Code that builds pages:
# # # # # # #

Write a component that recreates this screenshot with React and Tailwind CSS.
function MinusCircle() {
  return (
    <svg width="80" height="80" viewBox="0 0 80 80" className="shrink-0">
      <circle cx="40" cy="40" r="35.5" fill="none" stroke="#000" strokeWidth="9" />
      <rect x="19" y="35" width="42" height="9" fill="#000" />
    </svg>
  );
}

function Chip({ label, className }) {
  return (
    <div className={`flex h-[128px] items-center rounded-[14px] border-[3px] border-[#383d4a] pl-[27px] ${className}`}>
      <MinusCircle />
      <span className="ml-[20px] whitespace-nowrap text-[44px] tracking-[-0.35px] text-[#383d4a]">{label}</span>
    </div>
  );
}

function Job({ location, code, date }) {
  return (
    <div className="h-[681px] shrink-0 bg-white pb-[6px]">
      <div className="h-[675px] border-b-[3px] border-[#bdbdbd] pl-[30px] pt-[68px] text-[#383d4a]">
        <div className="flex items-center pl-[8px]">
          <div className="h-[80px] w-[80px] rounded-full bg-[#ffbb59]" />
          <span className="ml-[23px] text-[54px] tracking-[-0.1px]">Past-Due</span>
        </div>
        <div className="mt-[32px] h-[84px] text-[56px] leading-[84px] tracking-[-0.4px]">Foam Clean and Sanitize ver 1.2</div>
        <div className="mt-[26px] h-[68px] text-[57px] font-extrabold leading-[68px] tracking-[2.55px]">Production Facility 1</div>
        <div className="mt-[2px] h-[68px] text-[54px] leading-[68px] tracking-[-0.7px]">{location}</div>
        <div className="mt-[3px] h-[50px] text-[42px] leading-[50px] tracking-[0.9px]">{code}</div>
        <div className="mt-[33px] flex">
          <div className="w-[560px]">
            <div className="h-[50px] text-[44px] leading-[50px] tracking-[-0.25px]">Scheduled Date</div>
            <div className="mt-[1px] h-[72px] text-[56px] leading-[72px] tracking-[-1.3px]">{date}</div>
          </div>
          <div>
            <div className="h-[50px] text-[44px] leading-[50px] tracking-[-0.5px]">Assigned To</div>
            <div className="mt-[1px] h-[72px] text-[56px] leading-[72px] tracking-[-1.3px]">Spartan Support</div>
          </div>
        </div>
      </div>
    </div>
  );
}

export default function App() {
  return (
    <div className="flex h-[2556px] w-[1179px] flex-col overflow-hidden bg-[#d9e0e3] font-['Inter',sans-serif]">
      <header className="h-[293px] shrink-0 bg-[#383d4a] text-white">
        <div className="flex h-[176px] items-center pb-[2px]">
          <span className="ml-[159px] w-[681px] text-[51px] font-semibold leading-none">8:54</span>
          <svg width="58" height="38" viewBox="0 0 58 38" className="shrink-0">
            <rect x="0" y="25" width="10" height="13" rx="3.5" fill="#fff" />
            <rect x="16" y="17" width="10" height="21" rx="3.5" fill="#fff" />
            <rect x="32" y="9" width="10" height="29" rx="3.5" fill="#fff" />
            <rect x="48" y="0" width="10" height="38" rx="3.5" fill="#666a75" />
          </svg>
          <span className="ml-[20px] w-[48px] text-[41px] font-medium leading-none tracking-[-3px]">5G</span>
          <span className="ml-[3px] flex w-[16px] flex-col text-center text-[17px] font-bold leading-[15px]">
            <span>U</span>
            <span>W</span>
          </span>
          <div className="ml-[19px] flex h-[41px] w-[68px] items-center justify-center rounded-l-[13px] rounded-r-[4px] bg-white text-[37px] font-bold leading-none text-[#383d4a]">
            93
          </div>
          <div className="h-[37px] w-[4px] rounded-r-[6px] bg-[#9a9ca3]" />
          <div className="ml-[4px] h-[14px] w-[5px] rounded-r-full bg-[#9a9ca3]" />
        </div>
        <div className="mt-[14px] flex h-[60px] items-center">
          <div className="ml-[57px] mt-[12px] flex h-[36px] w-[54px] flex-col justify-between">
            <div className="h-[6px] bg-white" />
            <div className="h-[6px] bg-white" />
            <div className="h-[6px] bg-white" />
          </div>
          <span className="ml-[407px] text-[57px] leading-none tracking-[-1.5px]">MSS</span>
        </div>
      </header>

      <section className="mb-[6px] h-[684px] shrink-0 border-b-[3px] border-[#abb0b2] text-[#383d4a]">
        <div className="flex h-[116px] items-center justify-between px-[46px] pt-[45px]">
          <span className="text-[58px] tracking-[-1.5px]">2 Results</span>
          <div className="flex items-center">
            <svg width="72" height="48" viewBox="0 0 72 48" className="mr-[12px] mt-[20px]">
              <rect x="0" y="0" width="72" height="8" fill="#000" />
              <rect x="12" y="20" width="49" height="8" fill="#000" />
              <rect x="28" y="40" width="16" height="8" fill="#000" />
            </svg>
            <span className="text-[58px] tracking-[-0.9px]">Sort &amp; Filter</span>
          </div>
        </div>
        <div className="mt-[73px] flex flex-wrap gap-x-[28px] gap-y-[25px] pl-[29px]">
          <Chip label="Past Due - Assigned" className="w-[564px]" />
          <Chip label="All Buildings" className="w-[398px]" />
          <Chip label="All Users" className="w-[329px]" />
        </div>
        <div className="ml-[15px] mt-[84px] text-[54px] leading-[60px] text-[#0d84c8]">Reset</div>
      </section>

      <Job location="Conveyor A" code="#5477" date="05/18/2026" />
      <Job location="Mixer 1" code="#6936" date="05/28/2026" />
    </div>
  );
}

# # # # # # #

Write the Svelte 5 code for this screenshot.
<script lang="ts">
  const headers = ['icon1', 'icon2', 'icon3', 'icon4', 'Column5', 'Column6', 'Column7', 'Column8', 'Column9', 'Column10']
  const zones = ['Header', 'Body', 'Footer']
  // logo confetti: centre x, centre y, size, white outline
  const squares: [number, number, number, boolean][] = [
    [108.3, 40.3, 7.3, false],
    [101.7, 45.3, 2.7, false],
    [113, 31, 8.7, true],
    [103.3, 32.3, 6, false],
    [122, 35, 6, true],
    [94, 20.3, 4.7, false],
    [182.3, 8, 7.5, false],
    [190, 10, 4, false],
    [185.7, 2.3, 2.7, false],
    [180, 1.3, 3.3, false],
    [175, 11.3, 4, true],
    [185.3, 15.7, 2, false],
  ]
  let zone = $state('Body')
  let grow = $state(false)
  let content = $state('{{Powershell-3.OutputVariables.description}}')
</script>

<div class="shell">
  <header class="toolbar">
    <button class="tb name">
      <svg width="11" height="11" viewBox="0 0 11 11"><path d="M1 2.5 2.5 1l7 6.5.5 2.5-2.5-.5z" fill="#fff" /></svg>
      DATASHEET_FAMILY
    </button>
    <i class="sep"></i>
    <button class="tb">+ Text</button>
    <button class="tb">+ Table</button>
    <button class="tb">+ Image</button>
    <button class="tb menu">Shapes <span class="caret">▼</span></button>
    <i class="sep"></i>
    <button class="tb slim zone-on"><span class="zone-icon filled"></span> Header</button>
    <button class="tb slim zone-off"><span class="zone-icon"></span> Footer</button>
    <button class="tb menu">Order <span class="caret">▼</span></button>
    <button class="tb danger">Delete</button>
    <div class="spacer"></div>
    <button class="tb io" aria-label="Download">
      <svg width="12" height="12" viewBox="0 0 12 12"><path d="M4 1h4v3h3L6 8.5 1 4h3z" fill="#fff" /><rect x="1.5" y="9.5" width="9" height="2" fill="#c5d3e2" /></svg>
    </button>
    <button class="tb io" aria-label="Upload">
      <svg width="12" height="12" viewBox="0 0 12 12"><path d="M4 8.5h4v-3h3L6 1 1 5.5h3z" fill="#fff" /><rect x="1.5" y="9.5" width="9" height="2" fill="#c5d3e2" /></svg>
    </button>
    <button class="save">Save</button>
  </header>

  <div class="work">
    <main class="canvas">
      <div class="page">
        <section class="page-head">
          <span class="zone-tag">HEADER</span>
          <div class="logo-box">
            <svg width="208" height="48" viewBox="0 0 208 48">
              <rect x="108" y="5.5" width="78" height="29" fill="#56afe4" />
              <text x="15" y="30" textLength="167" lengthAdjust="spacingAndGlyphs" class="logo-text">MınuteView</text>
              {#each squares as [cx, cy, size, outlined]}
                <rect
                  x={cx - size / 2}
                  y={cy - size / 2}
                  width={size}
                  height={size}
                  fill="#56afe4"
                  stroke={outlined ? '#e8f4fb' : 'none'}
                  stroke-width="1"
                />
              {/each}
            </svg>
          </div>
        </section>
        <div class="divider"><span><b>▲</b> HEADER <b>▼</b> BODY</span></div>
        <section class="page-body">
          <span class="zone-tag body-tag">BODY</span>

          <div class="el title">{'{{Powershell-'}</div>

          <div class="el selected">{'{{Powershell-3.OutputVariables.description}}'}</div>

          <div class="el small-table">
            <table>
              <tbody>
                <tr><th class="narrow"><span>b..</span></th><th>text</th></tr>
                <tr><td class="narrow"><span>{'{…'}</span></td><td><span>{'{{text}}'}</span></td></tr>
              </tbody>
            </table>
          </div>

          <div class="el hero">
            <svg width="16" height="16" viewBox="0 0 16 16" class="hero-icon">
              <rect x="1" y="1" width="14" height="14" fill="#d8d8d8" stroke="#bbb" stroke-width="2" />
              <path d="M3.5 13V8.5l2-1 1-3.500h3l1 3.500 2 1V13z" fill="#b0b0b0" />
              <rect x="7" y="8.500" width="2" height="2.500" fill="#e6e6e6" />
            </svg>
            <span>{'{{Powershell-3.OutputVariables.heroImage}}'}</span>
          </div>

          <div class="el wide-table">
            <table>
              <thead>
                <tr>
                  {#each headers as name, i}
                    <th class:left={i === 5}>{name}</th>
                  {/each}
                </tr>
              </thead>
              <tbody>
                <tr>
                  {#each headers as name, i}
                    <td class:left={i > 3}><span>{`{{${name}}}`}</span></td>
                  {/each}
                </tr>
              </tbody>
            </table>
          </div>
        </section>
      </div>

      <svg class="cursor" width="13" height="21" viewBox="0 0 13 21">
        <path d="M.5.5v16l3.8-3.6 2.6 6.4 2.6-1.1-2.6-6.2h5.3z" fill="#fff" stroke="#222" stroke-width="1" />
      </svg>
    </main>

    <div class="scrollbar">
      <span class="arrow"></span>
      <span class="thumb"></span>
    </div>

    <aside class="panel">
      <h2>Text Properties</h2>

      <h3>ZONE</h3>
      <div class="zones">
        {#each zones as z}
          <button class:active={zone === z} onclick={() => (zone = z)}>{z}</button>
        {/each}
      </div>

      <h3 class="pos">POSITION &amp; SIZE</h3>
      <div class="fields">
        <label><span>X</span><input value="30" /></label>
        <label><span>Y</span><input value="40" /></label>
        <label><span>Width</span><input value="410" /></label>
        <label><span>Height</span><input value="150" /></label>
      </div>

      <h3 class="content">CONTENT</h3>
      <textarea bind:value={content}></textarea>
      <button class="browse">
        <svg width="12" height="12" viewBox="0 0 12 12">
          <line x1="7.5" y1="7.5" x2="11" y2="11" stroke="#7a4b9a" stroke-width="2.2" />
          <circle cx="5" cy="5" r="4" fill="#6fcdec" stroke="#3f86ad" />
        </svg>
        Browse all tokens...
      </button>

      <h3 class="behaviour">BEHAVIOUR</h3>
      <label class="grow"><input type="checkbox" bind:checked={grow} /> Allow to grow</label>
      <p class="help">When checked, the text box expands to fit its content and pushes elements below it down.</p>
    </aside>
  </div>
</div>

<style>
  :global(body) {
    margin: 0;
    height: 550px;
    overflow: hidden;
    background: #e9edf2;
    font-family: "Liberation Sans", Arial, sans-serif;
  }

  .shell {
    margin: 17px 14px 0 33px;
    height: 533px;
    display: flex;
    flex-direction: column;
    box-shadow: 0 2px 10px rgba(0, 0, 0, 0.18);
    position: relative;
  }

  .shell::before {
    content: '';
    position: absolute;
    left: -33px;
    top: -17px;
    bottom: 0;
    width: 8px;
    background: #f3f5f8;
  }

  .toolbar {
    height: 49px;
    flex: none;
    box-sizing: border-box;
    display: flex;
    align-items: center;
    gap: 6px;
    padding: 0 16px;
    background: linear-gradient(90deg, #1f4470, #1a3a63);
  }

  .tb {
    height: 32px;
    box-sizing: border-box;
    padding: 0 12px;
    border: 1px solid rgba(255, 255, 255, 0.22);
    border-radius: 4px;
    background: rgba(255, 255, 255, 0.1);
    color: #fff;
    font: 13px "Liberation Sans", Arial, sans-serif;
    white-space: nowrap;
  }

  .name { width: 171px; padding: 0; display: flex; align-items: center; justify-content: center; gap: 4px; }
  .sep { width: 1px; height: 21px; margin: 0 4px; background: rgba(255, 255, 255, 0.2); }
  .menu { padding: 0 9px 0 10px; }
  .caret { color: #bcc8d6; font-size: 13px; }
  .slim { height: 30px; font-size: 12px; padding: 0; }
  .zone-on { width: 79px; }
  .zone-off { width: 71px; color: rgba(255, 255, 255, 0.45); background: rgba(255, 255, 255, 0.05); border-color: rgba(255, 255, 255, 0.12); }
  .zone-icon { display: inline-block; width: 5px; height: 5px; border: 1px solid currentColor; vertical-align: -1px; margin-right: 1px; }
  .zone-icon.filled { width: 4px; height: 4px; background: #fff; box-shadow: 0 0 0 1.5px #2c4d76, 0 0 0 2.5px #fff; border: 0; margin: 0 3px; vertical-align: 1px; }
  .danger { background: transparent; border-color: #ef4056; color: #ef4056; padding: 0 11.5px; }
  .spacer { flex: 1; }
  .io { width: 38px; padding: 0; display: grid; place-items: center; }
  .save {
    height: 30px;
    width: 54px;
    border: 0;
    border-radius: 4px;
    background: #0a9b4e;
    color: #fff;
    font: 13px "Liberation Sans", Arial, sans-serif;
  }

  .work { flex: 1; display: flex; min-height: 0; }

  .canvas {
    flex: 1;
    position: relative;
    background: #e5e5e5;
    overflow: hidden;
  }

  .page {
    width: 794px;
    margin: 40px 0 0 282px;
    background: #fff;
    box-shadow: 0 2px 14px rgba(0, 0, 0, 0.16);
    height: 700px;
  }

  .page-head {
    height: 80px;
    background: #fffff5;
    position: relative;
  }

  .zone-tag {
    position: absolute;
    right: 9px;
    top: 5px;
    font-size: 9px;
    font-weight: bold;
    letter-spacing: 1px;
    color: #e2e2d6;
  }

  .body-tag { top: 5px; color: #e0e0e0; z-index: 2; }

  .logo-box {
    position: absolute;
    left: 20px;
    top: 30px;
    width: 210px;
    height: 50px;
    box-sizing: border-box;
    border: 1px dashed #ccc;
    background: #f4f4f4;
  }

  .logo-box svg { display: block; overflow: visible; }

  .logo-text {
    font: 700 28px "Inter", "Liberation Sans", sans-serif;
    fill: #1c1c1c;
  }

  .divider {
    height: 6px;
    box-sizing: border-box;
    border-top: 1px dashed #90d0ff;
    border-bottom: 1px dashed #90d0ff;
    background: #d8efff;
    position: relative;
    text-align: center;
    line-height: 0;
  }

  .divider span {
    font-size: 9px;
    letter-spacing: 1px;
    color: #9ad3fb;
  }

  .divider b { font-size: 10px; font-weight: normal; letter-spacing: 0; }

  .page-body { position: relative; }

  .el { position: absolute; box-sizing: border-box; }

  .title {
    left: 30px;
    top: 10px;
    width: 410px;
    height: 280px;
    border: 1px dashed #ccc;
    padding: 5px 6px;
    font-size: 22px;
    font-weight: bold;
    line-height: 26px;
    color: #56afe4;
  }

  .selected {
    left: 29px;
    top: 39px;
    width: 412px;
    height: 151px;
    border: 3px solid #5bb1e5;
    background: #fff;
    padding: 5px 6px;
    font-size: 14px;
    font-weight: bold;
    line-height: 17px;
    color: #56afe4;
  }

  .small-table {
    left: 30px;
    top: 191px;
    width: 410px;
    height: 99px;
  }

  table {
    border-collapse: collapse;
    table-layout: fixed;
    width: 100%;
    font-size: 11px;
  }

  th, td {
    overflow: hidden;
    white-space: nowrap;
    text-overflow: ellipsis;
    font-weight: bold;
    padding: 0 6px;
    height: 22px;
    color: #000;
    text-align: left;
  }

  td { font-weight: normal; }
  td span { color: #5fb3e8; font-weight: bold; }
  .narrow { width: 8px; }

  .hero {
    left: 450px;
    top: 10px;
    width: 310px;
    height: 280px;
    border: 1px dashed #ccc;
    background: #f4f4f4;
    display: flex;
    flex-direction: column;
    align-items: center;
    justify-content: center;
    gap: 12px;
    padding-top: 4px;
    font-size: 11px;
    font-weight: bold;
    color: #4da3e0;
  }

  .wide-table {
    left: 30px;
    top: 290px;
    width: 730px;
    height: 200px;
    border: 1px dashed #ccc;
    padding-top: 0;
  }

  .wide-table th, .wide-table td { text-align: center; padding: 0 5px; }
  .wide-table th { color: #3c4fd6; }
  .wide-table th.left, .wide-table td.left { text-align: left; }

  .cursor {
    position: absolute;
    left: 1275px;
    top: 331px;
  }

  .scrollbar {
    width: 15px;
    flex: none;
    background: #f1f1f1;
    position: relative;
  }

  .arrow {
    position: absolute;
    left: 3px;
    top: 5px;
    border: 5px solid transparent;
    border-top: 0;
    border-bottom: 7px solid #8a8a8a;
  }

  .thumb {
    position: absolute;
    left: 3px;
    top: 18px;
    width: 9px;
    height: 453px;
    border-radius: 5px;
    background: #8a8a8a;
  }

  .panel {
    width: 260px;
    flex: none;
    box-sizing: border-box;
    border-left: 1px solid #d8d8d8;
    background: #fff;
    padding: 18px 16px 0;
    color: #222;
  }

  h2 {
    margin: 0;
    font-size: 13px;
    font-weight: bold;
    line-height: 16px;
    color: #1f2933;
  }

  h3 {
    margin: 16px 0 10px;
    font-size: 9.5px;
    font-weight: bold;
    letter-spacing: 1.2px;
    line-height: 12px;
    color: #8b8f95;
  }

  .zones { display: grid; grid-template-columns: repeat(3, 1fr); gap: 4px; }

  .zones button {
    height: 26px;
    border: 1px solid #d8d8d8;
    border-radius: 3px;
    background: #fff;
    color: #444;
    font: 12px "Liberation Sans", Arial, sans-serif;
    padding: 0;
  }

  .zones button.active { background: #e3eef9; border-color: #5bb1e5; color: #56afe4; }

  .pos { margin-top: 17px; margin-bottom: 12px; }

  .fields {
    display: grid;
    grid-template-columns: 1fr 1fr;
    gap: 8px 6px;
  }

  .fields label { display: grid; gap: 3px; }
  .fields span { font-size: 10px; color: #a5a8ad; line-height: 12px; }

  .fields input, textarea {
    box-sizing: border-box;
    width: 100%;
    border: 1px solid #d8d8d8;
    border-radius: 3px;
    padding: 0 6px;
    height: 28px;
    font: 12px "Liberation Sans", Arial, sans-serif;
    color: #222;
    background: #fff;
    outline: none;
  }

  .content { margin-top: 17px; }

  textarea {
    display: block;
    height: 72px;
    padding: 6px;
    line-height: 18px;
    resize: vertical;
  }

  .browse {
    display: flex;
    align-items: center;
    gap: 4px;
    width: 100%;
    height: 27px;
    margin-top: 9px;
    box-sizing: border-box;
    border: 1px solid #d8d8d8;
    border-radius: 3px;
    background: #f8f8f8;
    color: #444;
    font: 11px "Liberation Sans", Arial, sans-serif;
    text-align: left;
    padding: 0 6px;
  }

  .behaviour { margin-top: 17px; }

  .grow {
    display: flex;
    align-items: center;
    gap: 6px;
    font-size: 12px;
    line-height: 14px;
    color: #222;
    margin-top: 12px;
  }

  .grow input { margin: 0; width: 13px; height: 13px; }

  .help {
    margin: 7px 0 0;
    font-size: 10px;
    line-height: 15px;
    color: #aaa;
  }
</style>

# # # # # # #

- **WORK TO COMPLETE**
Find the word "Write" in the material, then list each line that holds it.

- **RESPONSE**
Write a component that recreates this screenshot with React and Tailwind CSS.
Write the Svelte 5 code for this screenshot.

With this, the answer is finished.